Uthami is a 1985 Indian Tamil-language film directed by M. Vellaichami, starring Sujatha, Rajesh and Sangeeta. It was released on 27 February 1985.

== Plot ==
Sivashankar and Ganga are an unhappily married couple. He wants a traditional wife and she wants a more modern, easy-going husband. Sivashankar works for Paranthaman but doesn't realize that he's being used to smuggle diamonds by his boss. Paranthaman and Ganga meet at an office party and soon start an affair. When a heartbroken Sivashankar learns this, he attempts suicide by jumping out of a moving train. Unbeknownst to him, his jacket contains diamonds that Ganga hid at the behest of Paranthaman. Ganga receives a suicide letter from Sivashankar and, along with Paranthaman, works to recover the diamonds. They're unsuccessful and Ganga realizes that she cannot trust Paranthaman. She murders him and takes over his diamond smuggling ring.

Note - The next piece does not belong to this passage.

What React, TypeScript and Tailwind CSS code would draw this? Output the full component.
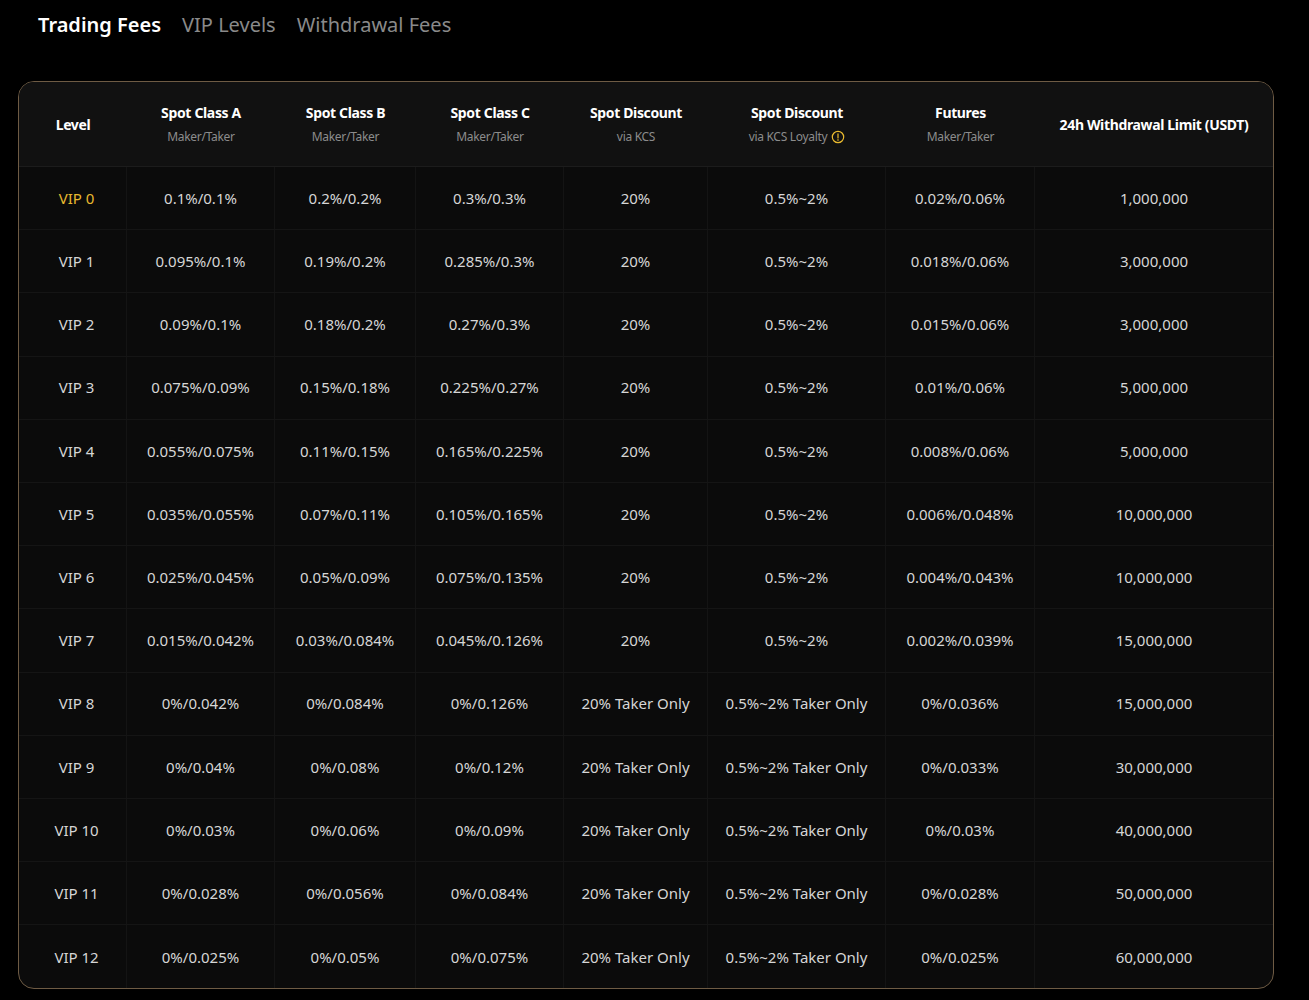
const ROWS = [
  ["VIP 0", "0.1%/0.1%", "0.2%/0.2%", "0.3%/0.3%", "20%", "0.5%~2%", "0.02%/0.06%", "1,000,000"],
  ["VIP 1", "0.095%/0.1%", "0.19%/0.2%", "0.285%/0.3%", "20%", "0.5%~2%", "0.018%/0.06%", "3,000,000"],
  ["VIP 2", "0.09%/0.1%", "0.18%/0.2%", "0.27%/0.3%", "20%", "0.5%~2%", "0.015%/0.06%", "3,000,000"],
  ["VIP 3", "0.075%/0.09%", "0.15%/0.18%", "0.225%/0.27%", "20%", "0.5%~2%", "0.01%/0.06%", "5,000,000"],
  ["VIP 4", "0.055%/0.075%", "0.11%/0.15%", "0.165%/0.225%", "20%", "0.5%~2%", "0.008%/0.06%", "5,000,000"],
  ["VIP 5", "0.035%/0.055%", "0.07%/0.11%", "0.105%/0.165%", "20%", "0.5%~2%", "0.006%/0.048%", "10,000,000"],
  ["VIP 6", "0.025%/0.045%", "0.05%/0.09%", "0.075%/0.135%", "20%", "0.5%~2%", "0.004%/0.043%", "10,000,000"],
  ["VIP 7", "0.015%/0.042%", "0.03%/0.084%", "0.045%/0.126%", "20%", "0.5%~2%", "0.002%/0.039%", "15,000,000"],
  ["VIP 8", "0%/0.042%", "0%/0.084%", "0%/0.126%", "20% Taker Only", "0.5%~2% Taker Only", "0%/0.036%", "15,000,000"],
  ["VIP 9", "0%/0.04%", "0%/0.08%", "0%/0.12%", "20% Taker Only", "0.5%~2% Taker Only", "0%/0.033%", "30,000,000"],
  ["VIP 10", "0%/0.03%", "0%/0.06%", "0%/0.09%", "20% Taker Only", "0.5%~2% Taker Only", "0%/0.03%", "40,000,000"],
  ["VIP 11", "0%/0.028%", "0%/0.056%", "0%/0.084%", "20% Taker Only", "0.5%~2% Taker Only", "0%/0.028%", "50,000,000"],
  ["VIP 12", "0%/0.025%", "0%/0.05%", "0%/0.075%", "20% Taker Only", "0.5%~2% Taker Only", "0%/0.025%", "60,000,000"],
];

const HEAD: [string, string | null][] = [
  ["Level", null],
  ["Spot Class A", "Maker/Taker"],
  ["Spot Class B", "Maker/Taker"],
  ["Spot Class C", "Maker/Taker"],
  ["Spot Discount", "via KCS"],
  ["Spot Discount", "via KCS Loyalty"],
  ["Futures", "Maker/Taker"],
  ["24h Withdrawal Limit (USDT)", null],
];

const COLS = "grid grid-cols-[108px_148px_141px_148px_144px_178px_149px_1fr]";

export default function App() {
  return (
    <div className="min-h-[1000px] bg-black px-[18px] pt-[10px] pb-3 font-['Liberation_Sans',Arial,sans-serif]">
      <div className="flex items-center gap-[21px] pl-5 text-[20px]">
        <span className="font-semibold text-white">Trading Fees</span>
        <span className="text-[#8a8a8a]">VIP Levels</span>
        <span className="text-[#8a8a8a]">Withdrawal Fees</span>
      </div>

      <div className="mt-[41px] w-[1256px] overflow-hidden rounded-2xl border border-[#6e5b44] bg-[#0b0b0b]">
        <div className={`${COLS} h-[85px] border-b border-[#1c1c1c] bg-[#111111]`}>
          {HEAD.map(([t, s], i) => (
            <div key={i} className="flex flex-col items-center justify-center">
              <span className="text-[14px] font-bold tracking-tight text-white">{t}</span>
              {s && (
                <span className="mt-[5px] flex items-center gap-1 text-[12px] tracking-tight text-[#8c8c8c]">
                  {s}
                  {i === 5 && (
                    <svg width="14" height="14" viewBox="0 0 16 16" fill="none" stroke="#e8b92f" strokeWidth="1.4">
                      <circle cx="8" cy="8" r="6.5" />
                      <path d="M8 4.5v4.5M8 11v.8" strokeLinecap="round" />
                    </svg>
                  )}
                </span>
              )}
            </div>
          ))}
        </div>
        {ROWS.map((r, ri) => (
          <div key={ri} className={`${COLS} h-[63.2px] ${ri < ROWS.length - 1 ? "border-b border-[#151515]" : ""}`}>
            {r.map((c, ci) => (
              <div
                key={ci}
                className={`flex items-center justify-center text-[15px] ${ci < 7 ? "border-r border-[#141414]" : ""} ${
                  ci === 0 && ri === 0 ? "text-[#e8b92f]" : "text-[#d6d6d6]"
                } ${ci === 0 ? "pl-2" : ""}`}
              >
                {c}
              </div>
            ))}
          </div>
        ))}
      </div>
    </div>
  );
}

Meanwhile, Sivashankar is rescued by Gayathri after his suicide attempt. He sees this as a new lease on life and lives his life as Sivaram. He soon marries Gayathri and leads a happy life with her and their son Raja. Inspired by family friend Jaganath, Raja becomes a police officer. He's particularly focused on bringing in the notorious diamond smuggler known only as Madam. Raja's investigations draw him closer to Ganga, the mysterious Madam. Wary of this new, overzealous cop, Ganga has him investigated and learns that Sivashankar is still alive. She cultivates a friendship with Raja and slowly plants a seed of doubt against Sivaram/Sivashankar. Raja is soon convinced his father is guilty of murdering Sivashankar. Gayathri must unwind the threads of deception and secrecy to reunite her shattered family.

== Cast ==

- Sujatha – Gayathri
- Rajesh – Sivashankar/Sivaram
- Sangeeta – Ganga
- Ilavarasan – Raja
- Vijayan as Jaganath
- Veeraragavan
- Nizhalgal Ravi – Paranthaman

== Soundtrack ==
The soundtrack was composed by Shankar–Ganesh.

Track listing
| No. | Title | Singer(s) | Length |
|---|---|---|---|
| 1. | "Kalyana Mappillaiya Paaru" | Malaysia Vasudevan |  |
| 2. | "Anandha Raagam Alaimothum Neram" | Malaysia Vasudevan, Vani Jairam |  |
| 3. | "Happy Happy Happy Day" (Enge Raman Ange Seethai)" | S. P. Balasubrahmanyam |  |
| 4. | "Kaadhal Devan" | S. P. Balasubrahmanyam, Vani Jairam |  |

== Release and reception ==
Uthami was released on 27 February 1985. Jayamanmadhan of Kalki praised the performances of Sujatha, Rajesh and Ilavarasan and Shankar–Ganesh's music.